Ciò che vediamo a Londra avviene in tutte le piazze e in tutti i mercati delle materie prime nei quali il valore dell’aumento degli scambi dei futures (strumenti nati per assicurare i venditori e gli acquirenti di materie prime) arriva a superare di quindici- venti volte quello della produzione fisica di ciascuna materia prima. È la cosiddetta finanziarizzazione delle materie prime che dovrebbe essere impedita perché esse sono la vita del mondo.

La forza politica ed economica dei rentier finanziari è diventata travolgente anche grazie all’intreccio proprietario con la grande informazione mondiale che mette un freno a ogni iniziativa dei vari governi per attenuare quella che definisco la peste del terzo millennio, e cioè la finanziarizzazione dell’economia mondiale che alimenta disuguaglianze con ricchezze elitarie e povertà di massa.

Quale forza politica parla oggi di questa peste?
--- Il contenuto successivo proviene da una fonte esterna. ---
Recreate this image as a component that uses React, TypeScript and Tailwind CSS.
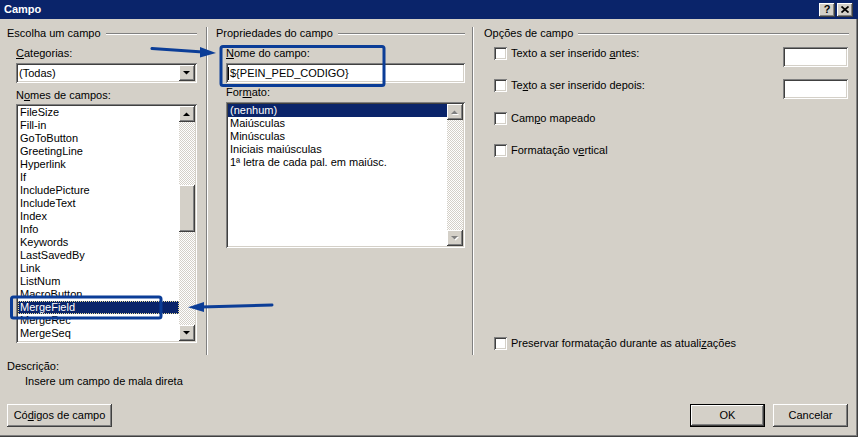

Nessuna, e tutti tentano di attenuare gli effetti su famiglie e imprese mentre si evita di intervenire sulle cause. Dovrebbe essere un tema dell’Unione europea e a seguire del G20 ma purtroppo nessun governo assume una iniziativa, neanche il nostro mitico Mario Draghi. E così nell’occidente democratico cresce un fiume carsico di rabbia sociale dagli esiti imprevedibili.